Most games are easy enough to classify. Call of Duty is a first-person shooter, Resident Evil is a survival horror and Super Mario Bros. is a platformer. You see? Simple. But every once in a while a game comes along that blurs the lines between genrés. A game that just can’t be categorized or classified as anything else. Something that really makes people sit up and take notice.
Sadly, The Heist is not that game. It’s a puzzle game, through and through.
What makes it noticeable, however, is the way it blurs the lines between advertising and gaming. Follow me on this one:
As I mentioned, The Heist (not to be mistaken for Payday: The Heist, the newly-announced PSN title) is a puzzle game. There is no real-time action to deal with, no imminent danger if you fail, no “Game Over!” screen; it’s as straightforward a puzzle game as there ever was. You spend almost the entirety of the game solving puzzles; however, when you’re not solving puzzles, you’re listening to a recorded conversation.
You see, the premise of The Heist is that you are a crack safe-cracker (pun intended) that has been hired by some sort of international criminal to retrieve some sort of valuable information. The game actually starts off with a mock Facetime call, which is both clever and confusing at the same time; I spent about five minutes alternating between starting the game and trying to ignore this incessant Sophia chick. I finally answered the call, planning on asking who the hell she was, only to find that she was a character from the game (with a horribly fake accent) who was setting up the premise for me. Needless to say, I felt more than just a bit stupid after that.
After the set-up, you’re left to your own devices. And by that, of course, I mean that you are left to complete puzzles because, as everyone knows, all the best safe-crackers do so by completing simplistic puzzles.
Still following me? Good.
To be fair, there are four different types of puzzles to choose from: a sliding block puzzle reminiscent of Unblock Me; a Sudoku-style puzzle game using symbols instead of numbers; a different sliding block puzzle requiring you to push blocks with a small robot; and a third sliding tile puzzle where you have to correctly assemble a picture. I know it sounds like this game involves a lot of block sliding but, because of the diversity of puzzles, it’s actually quite an entertaining game. It’s as if Inventive Inc., the people behind The Heist, took notes from all the best puzzle games and combined them together for this game.
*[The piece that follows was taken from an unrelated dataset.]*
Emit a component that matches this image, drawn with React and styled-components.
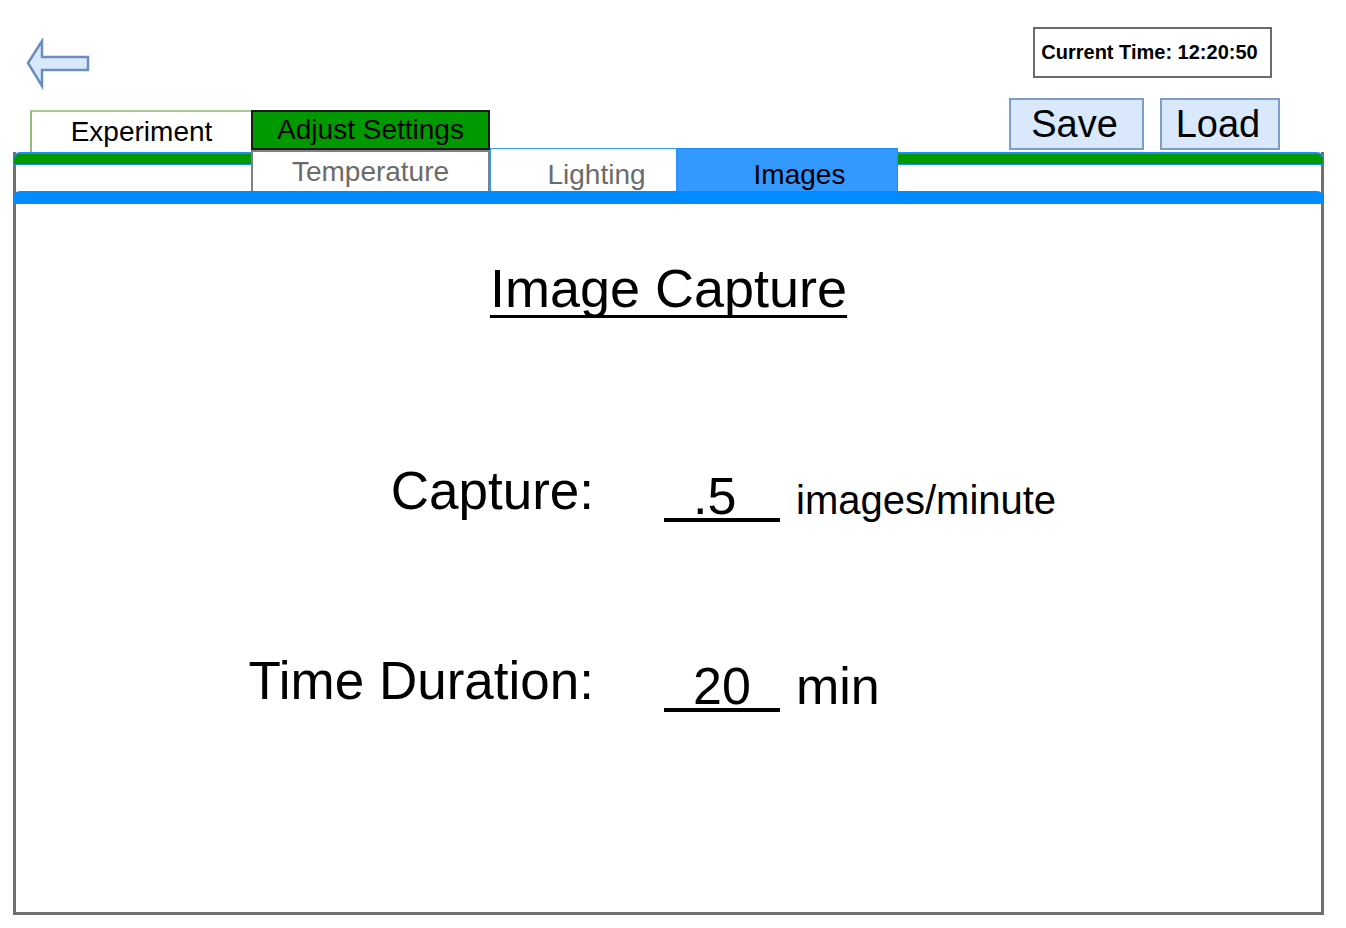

“But wait,” I can hear you saying. “This seems like a simple puzzle game. What does this have to do with advertising?” I’m glad you asked.
The best part of The Heist is the end of the game. I mean, you spend all this time completing these puzzles all to get inside this vault; it better be something good, right? Luckily, your prize is definitely more than worth both your time and your money. You see, when you finally crack the vault and the door opens, you are rewarded with a voucher, redeemable through Steam, for the platformer Eets.
|Behind this door is the best deal you’ll get all week.|
That’s right; after paying 99 cents for The Heist and spending some time figuring out a handful of puzzles, you receive a free voucher for a $10 game that has an 81 per cent rating on Metacritic. If that’s not an amazing deal, I don’t know what is. It doesn’t even really matter whether you want Eets or not; the fact that you receive a free $10 worth of merchandise is outstanding.
You really have to take your hat off to tap tap tap and the team at MacHeist; what they’ve done here is quite miraculous. I have no idea how they managed to pay for this whole thing and still make a profit, but I imagine they’re making quite a deal of money off of this little advertising/marketing stunt. And good for them: it’s always great to see indie developers helping each other out to sell their games.
All in all, I can’t not recommend this game. The puzzles are great by themselves, but the real selling point is the free merchandise. Just don’t complain that you have to complete some puzzles on the way: no one ever said cracking a vault was easy.